Stated problem: In this exercise, return the whole listing exactly, excluding any images.

Dataset content:

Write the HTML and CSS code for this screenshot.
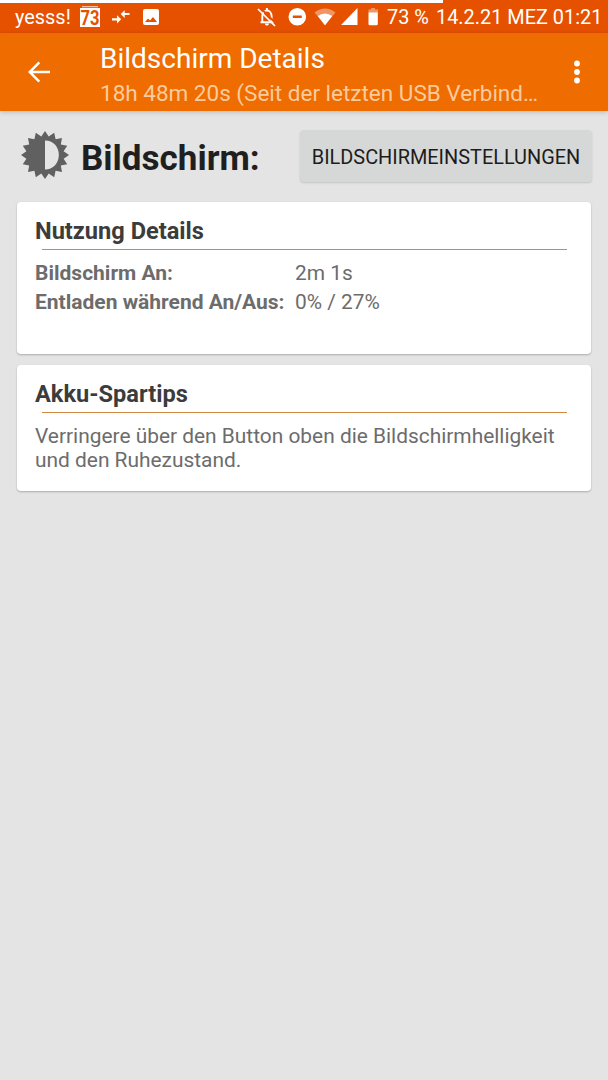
FILE: index.html
```html
<!DOCTYPE html>
<html lang="de">
  <head>
    <meta charset="UTF-8">
    <meta name="viewport" content="width=device-width,initial-scale=1">
    <link rel="stylesheet" href="styles.css">
    <title>Bildschirm Details</title>
  </head>
  <body>
    <div class="progress"></div>
    <div class="status-bar">
      <span class="carrier">yesss!</span>
      <svg class="status-left" width="90" height="30" viewBox="76 3 90 30" fill="#fff">
        <path d="M82 6h16v1.300H82z" opacity=".65"/>
        <path d="M80 8h20v19H80z"/>
        <text class="badge-text" x="90" y="24.500" text-anchor="middle" textLength="19" lengthAdjust="spacingAndGlyphs">73</text>
        <path d="M112 18.200h5v-3l4.200 4.100-4.200 4.100v-3h-5zM129.500 13h-4.800v-2.800L120.700 14l4 3.900V15h4.800z"/>
        <path fill-rule="evenodd" d="M145 9h12q2 0 2 2v12q0 2-2 2h-12q-2 0-2-2V11q0-2 2-2zM145 22h12l-4-5-3 3.500-2-2z"/>
      </svg>
      <svg class="status-right" width="124" height="30" viewBox="256 3 124 30" fill="#fff">
        <path fill="none" stroke="#fff" stroke-width="1.900" d="M260.500 22.300h13.200M262.300 22v-5.500c0-8 9.300-8 9.300 0V22M266.900 10.500V8"/>
        <path d="M264.900 23.500h4c0 2.800-4 2.800-4 0z"/>
        <path fill="none" stroke="#e65100" stroke-width="1.800" d="M260 7.500l16 16"/>
        <path fill="none" stroke="#fff" stroke-width="1.700" d="M258 9l17 17"/>
        <path fill-rule="evenodd" d="M297.300 8a8.800 8.800 0 1 1 0 17.600 8.800 8.800 0 1 1 0-17.600zM292.800 15.600v2.400h9v-2.400z"/>
        <path opacity=".4" d="M314.500 12.600q10.500-8 21 0L325 25.300z"/>
        <path d="M317.800 16q7.200-5.200 14.400 0L325 25.300z"/>
        <path d="M357.500 8v17H341z"/>
        <path opacity=".4" d="M371 8h4v1.500h3V13h-9.500V9.500h2.500z"/>
        <path d="M368.500 12.500h9.300V24q0 1.300-1.300 1.300h-6.700q-1.300 0-1.300-1.300z"/>
      </svg>
      <span class="battery">73 %</span>
      <span class="clock">14.2.21 MEZ 01:21</span>
    </div>
    <div class="toolbar">
      <svg class="back" width="24" height="24" viewBox="0 0 24 24" fill="none" stroke="#fff" stroke-width="2.500">
        <path d="M12.300 2.300L2.800 12l9.500 9.700M3 12h20"/>
      </svg>
      <div class="titles">
        <div class="title">Bildschirm Details</div>
        <div class="subtitle">18h 48m 20s (Seit der letzten USB Verbind…</div>
      </div>
      <svg class="more" width="8" height="24" viewBox="0 0 8 24" fill="#fff">
        <circle cx="4" cy="3.500" r="2.900"/>
        <circle cx="4" cy="12" r="2.900"/>
        <circle cx="4" cy="20.500" r="2.900"/>
      </svg>
    </div>
    <div class="content">
      <div class="heading">
        <svg class="sun" width="50" height="50" viewBox="-25 -25 50 50">
          <path fill="#606060" fill-rule="evenodd" d="M0-24L3.700-18.600 9.200-22.200 10.600-15.800 17-17 15.800-10.600 22.200-9.200 18.600-3.700 24 0 18.600 3.700 22.200 9.200 15.800 10.600 17 17 10.600 15.800 9.200 22.200 3.700 18.600 0 24-3.700 18.600-9.200 22.200-10.600 15.800-17 17-15.800 10.600-22.200 9.200-18.600 3.700-24 0-18.600-3.700-22.200-9.200-15.800-10.600-17-17-10.600-15.800-9.200-22.200-3.700-18.600zM0-14.500V14.500C18.500 14.500 18.500-14.500 0-14.500z"/>
        </svg>
        <h1>Bildschirm:</h1>
        <button class="settings">BILDSCHIRMEINSTELLUNGEN</button>
      </div>
      <div class="card usage">
        <h2>Nutzung Details</h2>
        <div class="row"><b>Bildschirm An:</b><span>2m 1s</span></div>
        <div class="row"><b>Entladen während An/Aus:</b><span>0% / 27%</span></div>
      </div>
      <div class="card tips">
        <h2>Akku-Spartips</h2>
        <p>Verringere über den Button oben die Bildschirmhelligkeit<br>und den Ruhezustand.</p>
      </div>
    </div>
  </body>
</html>
```
FILE: styles.css
```css
* {
  box-sizing: border-box;
}

body {
  margin: 0;
  height: 1080px;
  overflow: hidden;
  background: #e4e4e4;
  font-family: Roboto, sans-serif;
  white-space: nowrap;
}

.progress {
  height: 3px;
  background: linear-gradient(#fff, #fff) 0 0 / 443px 3px no-repeat #e65100;
}

.status-bar {
  display: flex;
  height: 30px;
  padding-left: 15px;
  background: #e65100;
  color: #fff;
  font-size: 19.9px;
  line-height: 29px;
}

.status-bar svg {
  flex: none;
}

.carrier {
  width: 61px;
}

.badge-text {
  fill: #e65100;
  font-size: 20px;
  font-weight: 700;
}

.status-right {
  margin-left: 90px;
}

.battery {
  width: 49px;
  margin-left: 7px;
}

.toolbar {
  display: flex;
  align-items: center;
  position: relative;
  height: 78px;
  padding: 0 27px;
  background: #ef6c00;
  color: #fff;
  box-shadow: 0 1px 5px rgba(0, 0, 0, .2);
}

.titles {
  flex: 1;
  margin-left: 49px;
  padding-top: 8px;
}

.title {
  font-size: 28px;
  line-height: 34px;
}

.subtitle {
  color: #fbcb9d;
  font-size: 22.5px;
  line-height: 34px;
}

.content {
  padding: 19px 17px 0 17px;
}

.heading {
  display: flex;
  height: 52px;
  margin: 0 -1px 20px 0;
}

.sun {
  margin-left: 3px;
}

h1 {
  flex: 1;
  margin: 0 0 0 11px;
  color: #1f1f1f;
  font-size: 35px;
  line-height: 57px;
}

.settings {
  width: 292px;
  height: 52px;
  padding: 2px 0 0;
  border: 0;
  border-radius: 4px;
  background: #d6d8d7;
  box-shadow: 0 1px 2px rgba(0, 0, 0, .15);
  color: #1c1c1c;
  font-family: inherit;
  font-size: 19.9px;
}

.card {
  margin-bottom: 11px;
  padding: 10px 18px;
  border-radius: 4px;
  background: #fff;
  box-shadow: 0 1px 2px rgba(0, 0, 0, .25);
  color: #6c6c6c;
  font-size: 20.9px;
}

.usage {
  height: 152px;
}

.tips {
  height: 126px;
}

h2 {
  height: 38px;
  margin: 0 0 9px;
  background: linear-gradient(#d08a44, #d08a44) 7px 37px / 525px 1px no-repeat;
  color: #3c3c3c;
  font-size: 23.6px;
  line-height: 38px;
}

.row {
  display: flex;
  line-height: 29px;
}

.row b {
  width: 260px;
  font-size: 21px;
}

p {
  margin: 11px 0 0;
  line-height: 24px;
}
```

Expected output:
Write the HTML and CSS code for this screenshot.
FILE: index.html
```html
<!DOCTYPE html>
<html lang="de">
  <head>
    <meta charset="UTF-8">
    <meta name="viewport" content="width=device-width,initial-scale=1">
    <link rel="stylesheet" href="styles.css">
    <title>Bildschirm Details</title>
  </head>
  <body>
    <div class="progress"></div>
    <div class="status-bar">
      <span class="carrier">yesss!</span>
      <svg class="status-left" width="90" height="30" viewBox="76 3 90 30" fill="#fff">
        <path d="M82 6h16v1.300H82z" opacity=".65"/>
        <path d="M80 8h20v19H80z"/>
        <text class="badge-text" x="90" y="24.500" text-anchor="middle" textLength="19" lengthAdjust="spacingAndGlyphs">73</text>
        <path d="M112 18.200h5v-3l4.200 4.100-4.200 4.100v-3h-5zM129.500 13h-4.800v-2.800L120.700 14l4 3.900V15h4.800z"/>
        <path fill-rule="evenodd" d="M145 9h12q2 0 2 2v12q0 2-2 2h-12q-2 0-2-2V11q0-2 2-2zM145 22h12l-4-5-3 3.500-2-2z"/>
      </svg>
      <svg class="status-right" width="124" height="30" viewBox="256 3 124 30" fill="#fff">
        <path fill="none" stroke="#fff" stroke-width="1.900" d="M260.500 22.300h13.200M262.300 22v-5.500c0-8 9.300-8 9.300 0V22M266.900 10.500V8"/>
        <path d="M264.900 23.500h4c0 2.800-4 2.800-4 0z"/>
        <path fill="none" stroke="#e65100" stroke-width="1.800" d="M260 7.500l16 16"/>
        <path fill="none" stroke="#fff" stroke-width="1.700" d="M258 9l17 17"/>
        <path fill-rule="evenodd" d="M297.300 8a8.800 8.800 0 1 1 0 17.600 8.800 8.800 0 1 1 0-17.600zM292.800 15.600v2.400h9v-2.400z"/>
        <path opacity=".4" d="M314.500 12.600q10.500-8 21 0L325 25.300z"/>
        <path d="M317.800 16q7.200-5.200 14.400 0L325 25.300z"/>
        <path d="M357.500 8v17H341z"/>
        <path opacity=".4" d="M371 8h4v1.500h3V13h-9.500V9.500h2.500z"/>
        <path d="M368.500 12.500h9.300V24q0 1.300-1.300 1.300h-6.700q-1.300 0-1.300-1.300z"/>
      </svg>
      <span class="battery">73 %</span>
      <span class="clock">14.2.21 MEZ 01:21</span>
    </div>
    <div class="toolbar">
      <svg class="back" width="24" height="24" viewBox="0 0 24 24" fill="none" stroke="#fff" stroke-width="2.500">
        <path d="M12.300 2.300L2.800 12l9.500 9.700M3 12h20"/>
      </svg>
      <div class="titles">
        <div class="title">Bildschirm Details</div>
        <div class="subtitle">18h 48m 20s (Seit der letzten USB Verbind…</div>
      </div>
      <svg class="more" width="8" height="24" viewBox="0 0 8 24" fill="#fff">
        <circle cx="4" cy="3.500" r="2.900"/>
        <circle cx="4" cy="12" r="2.900"/>
        <circle cx="4" cy="20.500" r="2.900"/>
      </svg>
    </div>
    <div class="content">
      <div class="heading">
        <svg class="sun" width="50" height="50" viewBox="-25 -25 50 50">
          <path fill="#606060" fill-rule="evenodd" d="M0-24L3.700-18.600 9.200-22.200 10.600-15.800 17-17 15.800-10.600 22.200-9.200 18.600-3.700 24 0 18.600 3.700 22.200 9.200 15.800 10.600 17 17 10.600 15.800 9.200 22.200 3.700 18.600 0 24-3.700 18.600-9.200 22.200-10.600 15.800-17 17-15.800 10.600-22.200 9.200-18.600 3.700-24 0-18.600-3.700-22.200-9.200-15.800-10.600-17-17-10.600-15.800-9.200-22.200-3.700-18.600zM0-14.500V14.500C18.500 14.500 18.500-14.500 0-14.500z"/>
        </svg>
        <h1>Bildschirm:</h1>
        <button class="settings">BILDSCHIRMEINSTELLUNGEN</button>
      </div>
      <div class="card usage">
        <h2>Nutzung Details</h2>
        <div class="row"><b>Bildschirm An:</b><span>2m 1s</span></div>
        <div class="row"><b>Entladen während An/Aus:</b><span>0% / 27%</span></div>
      </div>
      <div class="card tips">
        <h2>Akku-Spartips</h2>
        <p>Verringere über den Button oben die Bildschirmhelligkeit<br>und den Ruhezustand.</p>
      </div>
    </div>
  </body>
</html>
```
FILE: styles.css
```css
* {
  box-sizing: border-box;
}

body {
  margin: 0;
  height: 1080px;
  overflow: hidden;
  background: #e4e4e4;
  font-family: Roboto, sans-serif;
  white-space: nowrap;
}

.progress {
  height: 3px;
  background: linear-gradient(#fff, #fff) 0 0 / 443px 3px no-repeat #e65100;
}

.status-bar {
  display: flex;
  height: 30px;
  padding-left: 15px;
  background: #e65100;
  color: #fff;
  font-size: 19.9px;
  line-height: 29px;
}

.status-bar svg {
  flex: none;
}

.carrier {
  width: 61px;
}

.badge-text {
  fill: #e65100;
  font-size: 20px;
  font-weight: 700;
}

.status-right {
  margin-left: 90px;
}

.battery {
  width: 49px;
  margin-left: 7px;
}

.toolbar {
  display: flex;
  align-items: center;
  position: relative;
  height: 78px;
  padding: 0 27px;
  background: #ef6c00;
  color: #fff;
  box-shadow: 0 1px 5px rgba(0, 0, 0, .2);
}

.titles {
  flex: 1;
  margin-left: 49px;
  padding-top: 8px;
}

.title {
  font-size: 28px;
  line-height: 34px;
}

.subtitle {
  color: #fbcb9d;
  font-size: 22.5px;
  line-height: 34px;
}

.content {
  padding: 19px 17px 0 17px;
}

.heading {
  display: flex;
  height: 52px;
  margin: 0 -1px 20px 0;
}

.sun {
  margin-left: 3px;
}

h1 {
  flex: 1;
  margin: 0 0 0 11px;
  color: #1f1f1f;
  font-size: 35px;
  line-height: 57px;
}

.settings {
  width: 292px;
  height: 52px;
  padding: 2px 0 0;
  border: 0;
  border-radius: 4px;
  background: #d6d8d7;
  box-shadow: 0 1px 2px rgba(0, 0, 0, .15);
  color: #1c1c1c;
  font-family: inherit;
  font-size: 19.9px;
}

.card {
  margin-bottom: 11px;
  padding: 10px 18px;
  border-radius: 4px;
  background: #fff;
  box-shadow: 0 1px 2px rgba(0, 0, 0, .25);
  color: #6c6c6c;
  font-size: 20.9px;
}

.usage {
  height: 152px;
}

.tips {
  height: 126px;
}

h2 {
  height: 38px;
  margin: 0 0 9px;
  background: linear-gradient(#d08a44, #d08a44) 7px 37px / 525px 1px no-repeat;
  color: #3c3c3c;
  font-size: 23.6px;
  line-height: 38px;
}

.row {
  display: flex;
  line-height: 29px;
}

.row b {
  width: 260px;
  font-size: 21px;
}

p {
  margin: 11px 0 0;
  line-height: 24px;
}
```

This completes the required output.